I don't mind people pointing out some benefits of individualism, just as long as they don't forget that it is a historically recent and unique cultural phenomenon and it not the apex of human civilization towards which all of humanity is or should be heading. Most libertarians I know speak this way. IMHO, it shows a lack of understanding of basic anthropology.

Japan shows that just because a culture leans more towards collectivism, their economy will not shrink back into the stone age. They have handled and will handle their current crisis much better than the U.S. handled Katrina. I don't remember seeing a single picture or hearing a single broadcast about looting there.

Angie Van De Merwe said...

Collectivism, looting and helping one's neighbor....

I thought that Americans believe in the "social contract", which does mean that as long as one lives their life within the bounds of law, then they have protections under the law. This is a form of "collectivism", an identification with the law that protect society's order.

Other than that, there is the business contract that protects economic interests to all parties. This is a way to organize interests. Respecting another's interests protects against "looting" when another is not looking or there is opportunity to do "what one wants" with no accountability.

Community service is involvment in one's given location.
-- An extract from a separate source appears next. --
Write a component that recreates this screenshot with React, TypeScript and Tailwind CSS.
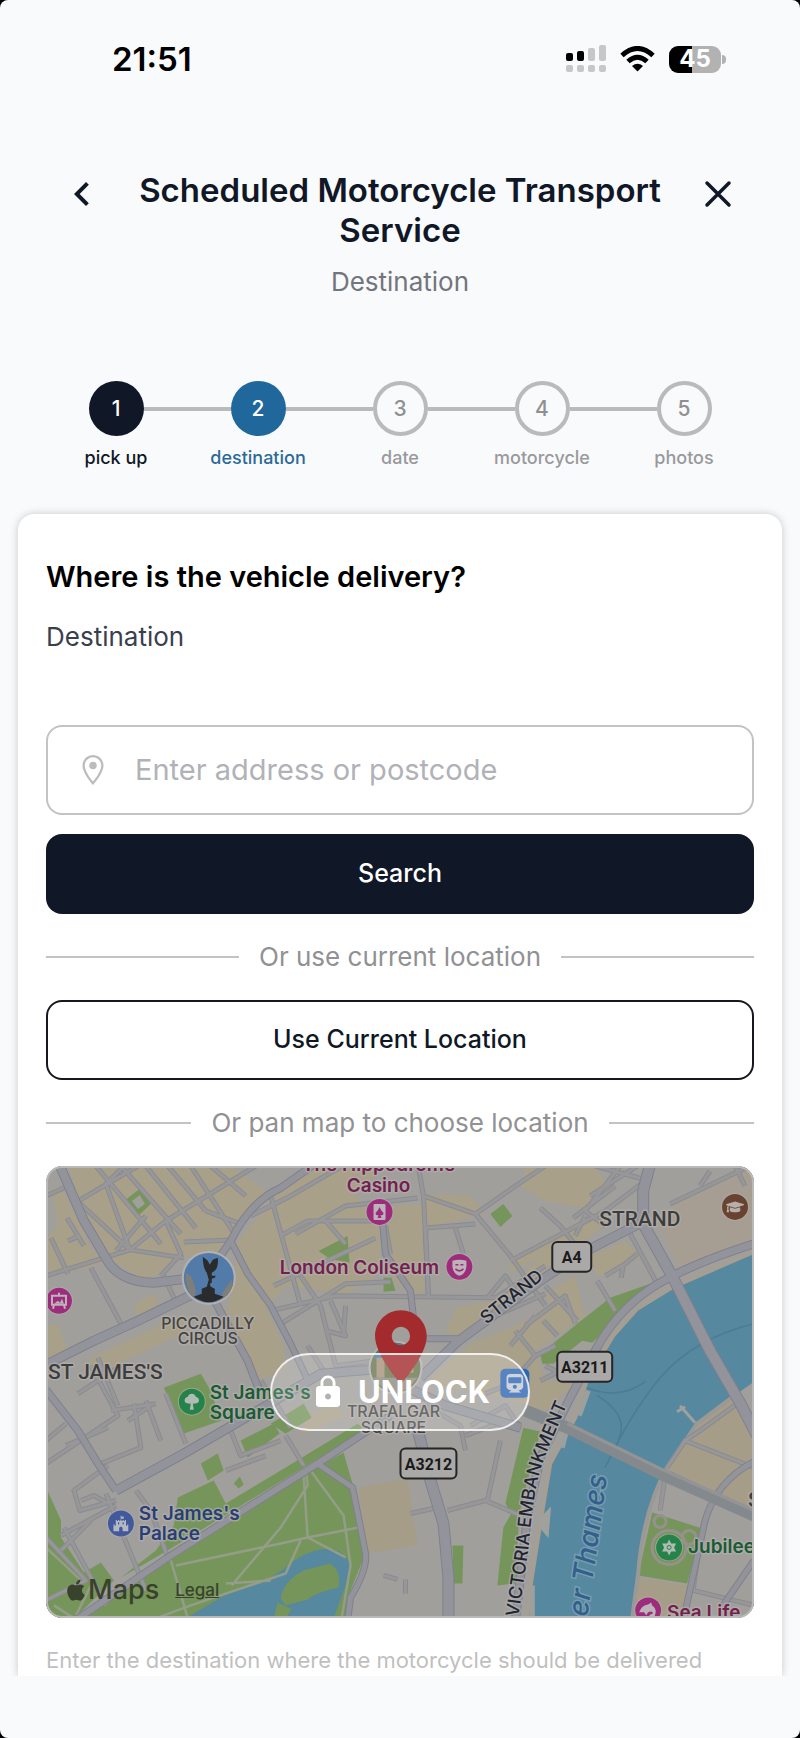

And that is voluntary. It is giving the neighbor a hand when one sees the need.

What is the difference, then? Character of those that won't loot when another is not looking or cirucmstances are such that the law is not enforced.

Character who those who take care of their property and give a hand to places where one can, because one is committed to a particular community.

The problem lies in our society, with its transitory nature and the disruption of extended support systems, whether family or community. These are not easily found in places like Marion, where people already have their associations "in place".